Data block:
<<<<
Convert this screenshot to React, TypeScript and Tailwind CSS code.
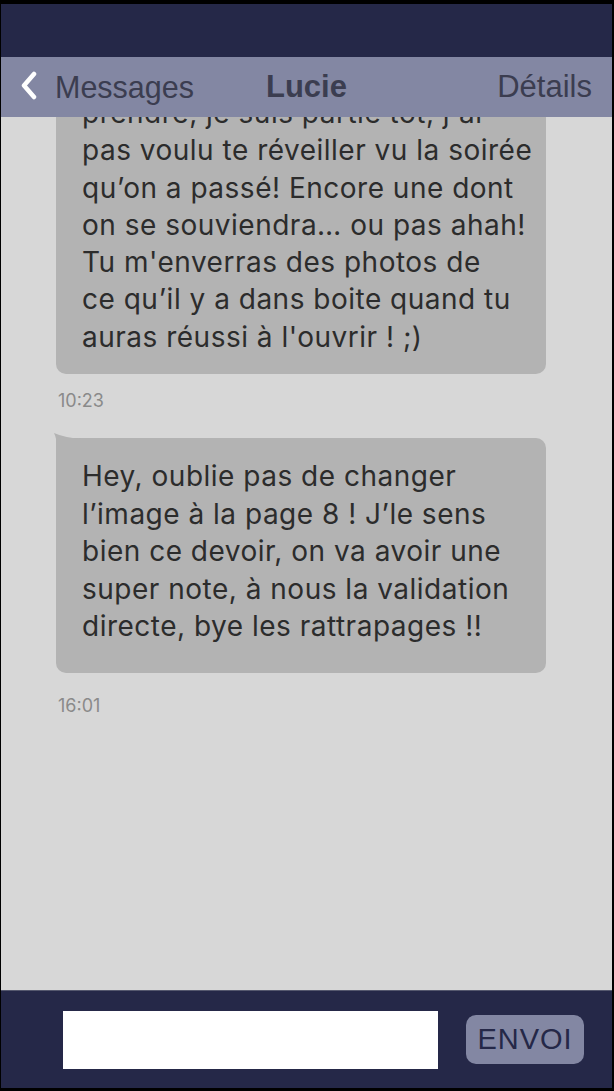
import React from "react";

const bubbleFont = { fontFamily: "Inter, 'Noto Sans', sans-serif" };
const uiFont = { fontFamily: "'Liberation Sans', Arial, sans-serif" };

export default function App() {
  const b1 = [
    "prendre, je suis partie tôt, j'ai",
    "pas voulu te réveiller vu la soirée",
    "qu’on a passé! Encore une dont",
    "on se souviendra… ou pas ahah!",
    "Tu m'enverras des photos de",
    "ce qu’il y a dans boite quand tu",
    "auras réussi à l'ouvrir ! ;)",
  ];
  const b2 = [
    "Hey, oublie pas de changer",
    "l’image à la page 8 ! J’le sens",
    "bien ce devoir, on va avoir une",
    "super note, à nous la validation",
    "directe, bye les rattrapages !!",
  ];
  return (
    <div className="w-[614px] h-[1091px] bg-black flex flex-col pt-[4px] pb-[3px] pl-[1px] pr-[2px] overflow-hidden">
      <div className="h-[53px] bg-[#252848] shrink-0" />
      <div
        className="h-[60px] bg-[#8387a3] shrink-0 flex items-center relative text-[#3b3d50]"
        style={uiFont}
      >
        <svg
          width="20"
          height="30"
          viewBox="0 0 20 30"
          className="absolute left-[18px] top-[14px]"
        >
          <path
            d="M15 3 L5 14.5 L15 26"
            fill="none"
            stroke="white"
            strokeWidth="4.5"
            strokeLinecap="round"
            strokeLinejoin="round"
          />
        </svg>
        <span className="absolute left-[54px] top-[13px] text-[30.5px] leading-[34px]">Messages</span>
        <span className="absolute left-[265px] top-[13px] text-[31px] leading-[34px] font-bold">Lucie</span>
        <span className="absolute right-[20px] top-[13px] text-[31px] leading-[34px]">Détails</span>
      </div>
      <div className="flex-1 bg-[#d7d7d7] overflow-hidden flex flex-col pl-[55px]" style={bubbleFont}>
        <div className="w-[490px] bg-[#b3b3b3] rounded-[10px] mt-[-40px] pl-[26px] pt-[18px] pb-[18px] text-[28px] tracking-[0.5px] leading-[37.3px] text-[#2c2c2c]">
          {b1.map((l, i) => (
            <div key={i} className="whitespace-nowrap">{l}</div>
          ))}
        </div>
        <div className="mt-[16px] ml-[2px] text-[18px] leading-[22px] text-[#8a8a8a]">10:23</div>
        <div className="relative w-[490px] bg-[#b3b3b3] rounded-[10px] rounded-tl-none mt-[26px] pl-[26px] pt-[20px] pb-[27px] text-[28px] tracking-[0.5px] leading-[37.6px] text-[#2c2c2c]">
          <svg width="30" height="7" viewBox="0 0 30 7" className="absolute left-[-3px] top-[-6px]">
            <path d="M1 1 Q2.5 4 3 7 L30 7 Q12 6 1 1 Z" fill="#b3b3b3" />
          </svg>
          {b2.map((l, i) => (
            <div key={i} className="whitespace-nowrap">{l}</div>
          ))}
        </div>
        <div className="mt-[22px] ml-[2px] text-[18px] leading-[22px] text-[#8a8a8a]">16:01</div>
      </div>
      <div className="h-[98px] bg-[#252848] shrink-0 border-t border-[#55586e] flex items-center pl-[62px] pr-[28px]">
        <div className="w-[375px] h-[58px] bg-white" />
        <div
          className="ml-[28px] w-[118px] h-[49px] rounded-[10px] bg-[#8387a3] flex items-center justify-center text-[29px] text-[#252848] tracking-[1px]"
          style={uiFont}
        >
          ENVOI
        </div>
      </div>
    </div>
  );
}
>>>>
What to do: Omit pictures; set down the rest of the material word for word.

Output for this exercise:
Convert this screenshot to React, TypeScript and Tailwind CSS code.
import React from "react";

const bubbleFont = { fontFamily: "Inter, 'Noto Sans', sans-serif" };
const uiFont = { fontFamily: "'Liberation Sans', Arial, sans-serif" };

export default function App() {
  const b1 = [
    "prendre, je suis partie tôt, j'ai",
    "pas voulu te réveiller vu la soirée",
    "qu’on a passé! Encore une dont",
    "on se souviendra… ou pas ahah!",
    "Tu m'enverras des photos de",
    "ce qu’il y a dans boite quand tu",
    "auras réussi à l'ouvrir ! ;)",
  ];
  const b2 = [
    "Hey, oublie pas de changer",
    "l’image à la page 8 ! J’le sens",
    "bien ce devoir, on va avoir une",
    "super note, à nous la validation",
    "directe, bye les rattrapages !!",
  ];
  return (
    <div className="w-[614px] h-[1091px] bg-black flex flex-col pt-[4px] pb-[3px] pl-[1px] pr-[2px] overflow-hidden">
      <div className="h-[53px] bg-[#252848] shrink-0" />
      <div
        className="h-[60px] bg-[#8387a3] shrink-0 flex items-center relative text-[#3b3d50]"
        style={uiFont}
      >
        <svg
          width="20"
          height="30"
          viewBox="0 0 20 30"
          className="absolute left-[18px] top-[14px]"
        >
          <path
            d="M15 3 L5 14.5 L15 26"
            fill="none"
            stroke="white"
            strokeWidth="4.5"
            strokeLinecap="round"
            strokeLinejoin="round"
          />
        </svg>
        <span className="absolute left-[54px] top-[13px] text-[30.5px] leading-[34px]">Messages</span>
        <span className="absolute left-[265px] top-[13px] text-[31px] leading-[34px] font-bold">Lucie</span>
        <span className="absolute right-[20px] top-[13px] text-[31px] leading-[34px]">Détails</span>
      </div>
      <div className="flex-1 bg-[#d7d7d7] overflow-hidden flex flex-col pl-[55px]" style={bubbleFont}>
        <div className="w-[490px] bg-[#b3b3b3] rounded-[10px] mt-[-40px] pl-[26px] pt-[18px] pb-[18px] text-[28px] tracking-[0.5px] leading-[37.3px] text-[#2c2c2c]">
          {b1.map((l, i) => (
            <div key={i} className="whitespace-nowrap">{l}</div>
          ))}
        </div>
        <div className="mt-[16px] ml-[2px] text-[18px] leading-[22px] text-[#8a8a8a]">10:23</div>
        <div className="relative w-[490px] bg-[#b3b3b3] rounded-[10px] rounded-tl-none mt-[26px] pl-[26px] pt-[20px] pb-[27px] text-[28px] tracking-[0.5px] leading-[37.6px] text-[#2c2c2c]">
          <svg width="30" height="7" viewBox="0 0 30 7" className="absolute left-[-3px] top-[-6px]">
            <path d="M1 1 Q2.5 4 3 7 L30 7 Q12 6 1 1 Z" fill="#b3b3b3" />
          </svg>
          {b2.map((l, i) => (
            <div key={i} className="whitespace-nowrap">{l}</div>
          ))}
        </div>
        <div className="mt-[22px] ml-[2px] text-[18px] leading-[22px] text-[#8a8a8a]">16:01</div>
      </div>
      <div className="h-[98px] bg-[#252848] shrink-0 border-t border-[#55586e] flex items-center pl-[62px] pr-[28px]">
        <div className="w-[375px] h-[58px] bg-white" />
        <div
          className="ml-[28px] w-[118px] h-[49px] rounded-[10px] bg-[#8387a3] flex items-center justify-center text-[29px] text-[#252848] tracking-[1px]"
          style={uiFont}
        >
          ENVOI
        </div>
      </div>
    </div>
  );
}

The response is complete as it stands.